Ponad 2 tysiące mieszkańców Wrocławia wzięło udział w sobotniej manifestacji antyimigranckiej zorganizowanej przez ugrupowania narodowe. - My musimy obronić chrześcijaństwo, bo chrześcijaństwo jest teraz w bardzo wielkim niebezpieczeństwie – mówił na wrocławskim Rynku jeden z organizatorów Jarek Bogusławski.

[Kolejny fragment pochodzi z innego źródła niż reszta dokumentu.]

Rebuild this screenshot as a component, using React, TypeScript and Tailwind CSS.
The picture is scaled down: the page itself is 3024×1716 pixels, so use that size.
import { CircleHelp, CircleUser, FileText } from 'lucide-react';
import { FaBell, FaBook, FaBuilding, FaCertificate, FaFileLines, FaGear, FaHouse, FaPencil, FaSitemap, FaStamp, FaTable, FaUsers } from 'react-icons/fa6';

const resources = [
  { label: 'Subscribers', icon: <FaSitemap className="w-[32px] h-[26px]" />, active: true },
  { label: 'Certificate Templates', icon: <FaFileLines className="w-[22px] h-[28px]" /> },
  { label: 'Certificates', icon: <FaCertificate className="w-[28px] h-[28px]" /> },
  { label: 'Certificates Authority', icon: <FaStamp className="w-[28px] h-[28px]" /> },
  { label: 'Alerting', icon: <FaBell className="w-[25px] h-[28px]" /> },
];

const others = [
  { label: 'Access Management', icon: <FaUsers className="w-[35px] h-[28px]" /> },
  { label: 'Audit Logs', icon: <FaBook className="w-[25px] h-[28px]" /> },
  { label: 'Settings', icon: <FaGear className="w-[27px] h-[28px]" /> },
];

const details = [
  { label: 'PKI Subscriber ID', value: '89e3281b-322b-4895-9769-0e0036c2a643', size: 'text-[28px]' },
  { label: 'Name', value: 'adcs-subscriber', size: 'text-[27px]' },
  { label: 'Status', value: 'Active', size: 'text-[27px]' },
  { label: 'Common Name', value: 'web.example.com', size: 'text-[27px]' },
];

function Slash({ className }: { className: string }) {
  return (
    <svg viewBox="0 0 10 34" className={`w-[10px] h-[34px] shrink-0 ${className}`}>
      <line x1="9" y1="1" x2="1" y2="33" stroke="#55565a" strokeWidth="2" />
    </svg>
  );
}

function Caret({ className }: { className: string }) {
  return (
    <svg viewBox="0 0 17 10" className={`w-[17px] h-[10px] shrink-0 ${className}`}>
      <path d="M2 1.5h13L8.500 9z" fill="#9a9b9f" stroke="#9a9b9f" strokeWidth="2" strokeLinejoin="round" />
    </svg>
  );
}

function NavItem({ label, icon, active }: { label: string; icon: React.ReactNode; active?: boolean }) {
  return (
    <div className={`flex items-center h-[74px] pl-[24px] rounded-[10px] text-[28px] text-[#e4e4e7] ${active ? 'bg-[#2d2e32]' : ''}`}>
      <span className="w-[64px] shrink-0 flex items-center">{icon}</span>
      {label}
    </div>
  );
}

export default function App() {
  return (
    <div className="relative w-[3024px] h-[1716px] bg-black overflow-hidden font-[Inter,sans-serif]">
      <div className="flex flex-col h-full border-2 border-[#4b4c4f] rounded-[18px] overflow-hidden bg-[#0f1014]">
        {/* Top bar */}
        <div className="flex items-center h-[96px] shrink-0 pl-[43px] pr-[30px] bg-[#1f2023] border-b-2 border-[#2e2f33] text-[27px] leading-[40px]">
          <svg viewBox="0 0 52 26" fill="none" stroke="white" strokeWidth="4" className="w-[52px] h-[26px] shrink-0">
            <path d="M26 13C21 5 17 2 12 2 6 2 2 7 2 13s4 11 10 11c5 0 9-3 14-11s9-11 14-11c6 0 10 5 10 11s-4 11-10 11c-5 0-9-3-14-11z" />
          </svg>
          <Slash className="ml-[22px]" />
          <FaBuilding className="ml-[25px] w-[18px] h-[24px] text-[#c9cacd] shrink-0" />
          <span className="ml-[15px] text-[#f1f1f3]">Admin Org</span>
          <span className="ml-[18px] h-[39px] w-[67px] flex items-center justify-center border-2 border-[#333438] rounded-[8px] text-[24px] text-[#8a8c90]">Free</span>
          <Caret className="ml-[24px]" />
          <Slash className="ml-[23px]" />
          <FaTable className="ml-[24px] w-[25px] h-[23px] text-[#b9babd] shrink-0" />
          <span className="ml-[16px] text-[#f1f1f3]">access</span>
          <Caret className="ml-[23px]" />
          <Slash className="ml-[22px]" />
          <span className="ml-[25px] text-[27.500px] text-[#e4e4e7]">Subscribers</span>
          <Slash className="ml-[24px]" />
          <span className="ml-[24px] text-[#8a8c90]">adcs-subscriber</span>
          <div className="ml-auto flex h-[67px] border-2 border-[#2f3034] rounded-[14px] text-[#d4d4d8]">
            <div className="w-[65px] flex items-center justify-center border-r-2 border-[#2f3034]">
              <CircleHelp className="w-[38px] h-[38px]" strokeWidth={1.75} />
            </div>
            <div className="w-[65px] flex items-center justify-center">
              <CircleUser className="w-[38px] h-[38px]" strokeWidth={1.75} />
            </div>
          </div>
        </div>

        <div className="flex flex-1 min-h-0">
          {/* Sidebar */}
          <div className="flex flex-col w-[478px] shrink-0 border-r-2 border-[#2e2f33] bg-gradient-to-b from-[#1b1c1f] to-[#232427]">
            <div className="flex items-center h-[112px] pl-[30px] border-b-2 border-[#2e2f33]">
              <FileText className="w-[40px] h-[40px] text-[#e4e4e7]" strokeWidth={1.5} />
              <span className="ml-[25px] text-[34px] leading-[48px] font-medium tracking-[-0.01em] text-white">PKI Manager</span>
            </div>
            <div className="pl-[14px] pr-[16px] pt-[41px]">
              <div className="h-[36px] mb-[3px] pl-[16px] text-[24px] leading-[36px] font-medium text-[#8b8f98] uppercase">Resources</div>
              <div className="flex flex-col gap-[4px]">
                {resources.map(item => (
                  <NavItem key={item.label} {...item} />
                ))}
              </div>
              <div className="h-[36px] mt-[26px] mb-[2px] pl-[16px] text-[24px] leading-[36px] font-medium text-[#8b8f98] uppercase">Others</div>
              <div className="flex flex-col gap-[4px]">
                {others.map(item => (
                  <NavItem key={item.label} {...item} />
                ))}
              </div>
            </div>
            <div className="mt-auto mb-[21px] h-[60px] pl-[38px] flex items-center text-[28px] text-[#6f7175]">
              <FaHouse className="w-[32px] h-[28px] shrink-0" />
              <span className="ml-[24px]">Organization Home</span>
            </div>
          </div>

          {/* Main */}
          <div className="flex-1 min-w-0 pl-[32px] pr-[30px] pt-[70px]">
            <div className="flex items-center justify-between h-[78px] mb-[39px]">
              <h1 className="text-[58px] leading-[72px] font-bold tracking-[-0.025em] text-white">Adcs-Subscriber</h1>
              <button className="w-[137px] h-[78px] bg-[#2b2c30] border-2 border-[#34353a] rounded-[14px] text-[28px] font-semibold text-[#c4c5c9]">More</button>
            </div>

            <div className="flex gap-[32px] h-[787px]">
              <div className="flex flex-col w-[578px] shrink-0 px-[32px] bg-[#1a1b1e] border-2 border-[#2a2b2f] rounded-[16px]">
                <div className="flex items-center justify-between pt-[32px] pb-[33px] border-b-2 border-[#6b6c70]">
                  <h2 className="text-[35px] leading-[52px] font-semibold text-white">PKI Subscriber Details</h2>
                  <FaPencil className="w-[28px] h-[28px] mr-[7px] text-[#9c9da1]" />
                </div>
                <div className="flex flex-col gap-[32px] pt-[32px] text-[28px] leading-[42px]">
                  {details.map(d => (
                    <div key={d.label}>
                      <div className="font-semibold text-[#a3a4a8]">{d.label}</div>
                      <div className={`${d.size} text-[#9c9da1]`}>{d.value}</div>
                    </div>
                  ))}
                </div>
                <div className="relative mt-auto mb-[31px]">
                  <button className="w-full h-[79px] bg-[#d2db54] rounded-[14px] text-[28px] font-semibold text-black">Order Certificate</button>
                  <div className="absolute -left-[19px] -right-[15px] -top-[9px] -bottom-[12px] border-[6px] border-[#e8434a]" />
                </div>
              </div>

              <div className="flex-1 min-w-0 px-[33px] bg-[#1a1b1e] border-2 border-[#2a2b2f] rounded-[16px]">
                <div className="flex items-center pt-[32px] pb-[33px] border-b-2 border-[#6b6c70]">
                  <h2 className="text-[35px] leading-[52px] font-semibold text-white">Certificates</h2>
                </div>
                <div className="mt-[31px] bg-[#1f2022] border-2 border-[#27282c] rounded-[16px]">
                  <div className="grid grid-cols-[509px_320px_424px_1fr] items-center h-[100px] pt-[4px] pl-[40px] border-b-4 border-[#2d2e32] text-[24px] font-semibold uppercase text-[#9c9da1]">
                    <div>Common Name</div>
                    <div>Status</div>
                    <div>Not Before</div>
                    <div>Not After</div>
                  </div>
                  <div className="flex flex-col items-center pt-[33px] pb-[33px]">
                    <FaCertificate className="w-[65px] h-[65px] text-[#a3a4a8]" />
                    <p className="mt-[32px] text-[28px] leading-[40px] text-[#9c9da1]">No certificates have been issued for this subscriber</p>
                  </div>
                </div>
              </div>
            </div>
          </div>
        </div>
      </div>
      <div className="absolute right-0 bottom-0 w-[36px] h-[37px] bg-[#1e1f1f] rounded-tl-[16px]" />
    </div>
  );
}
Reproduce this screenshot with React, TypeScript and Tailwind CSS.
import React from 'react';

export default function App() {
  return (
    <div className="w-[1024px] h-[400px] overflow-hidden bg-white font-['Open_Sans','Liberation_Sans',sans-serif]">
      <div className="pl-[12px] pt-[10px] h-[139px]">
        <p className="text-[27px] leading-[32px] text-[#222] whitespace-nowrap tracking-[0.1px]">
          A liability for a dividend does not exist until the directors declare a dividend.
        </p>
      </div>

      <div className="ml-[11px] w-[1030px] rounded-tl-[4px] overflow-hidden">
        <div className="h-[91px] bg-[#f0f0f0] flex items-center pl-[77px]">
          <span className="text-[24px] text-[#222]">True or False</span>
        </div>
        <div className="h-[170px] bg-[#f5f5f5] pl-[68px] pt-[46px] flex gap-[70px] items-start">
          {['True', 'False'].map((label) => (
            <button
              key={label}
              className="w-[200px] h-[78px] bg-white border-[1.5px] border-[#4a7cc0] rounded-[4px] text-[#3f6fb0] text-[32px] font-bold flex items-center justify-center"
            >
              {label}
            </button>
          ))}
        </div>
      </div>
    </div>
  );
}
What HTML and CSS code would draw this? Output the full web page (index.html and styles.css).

„Nie zgadzamy się na narzucanie kwot imigrantów do przyjęcia w naszym kraju. Nie zgadzamy się na tworzenie, utrzymywanie i finansowanie obozów koncentracyjnych, czego wymagają od nas władze Unii Europejskiej. Nie będziemy przetrzymywać w Polsce siłą ludzi, na zlecenie władz niemieckich! Polak mądry PRZED szkodą! Wrocław mówi STOP islamizacji Polski!” – pod takimi hasłami ponad 2 tysiące osób przeszło ulicami Wrocławia.
Poza antyislamskimi manifestujący wznosili hasła antyrządowe i antykomunistyczne. Manifestujący zapowiedzieli też następny protest, który ma odbyć się w przyszłą niedzielę.
W marszu wzięli udział także mieszkańcy Wrocławia o odmiennych od organizatorów poglądach politycznych.
Według najnowszych badań dwie trzecie Polaków jest zdania, że Polska nie powinna przyjmować uchodźców z Bliskiego Wschodu i Afryki Północnej. Co ciekawe niechęć, wobec przyjmowania podzielają osoby należące do elektoratów PiS i Platformy.
Jak wynika z sondażu Ariadna cytowanym przez Onet.pl niechętnym przyjmowaniu emigrantów jest 68 proc. sympatyków PiS i 66 proc. osób głosujących na Platformę Obywatelską.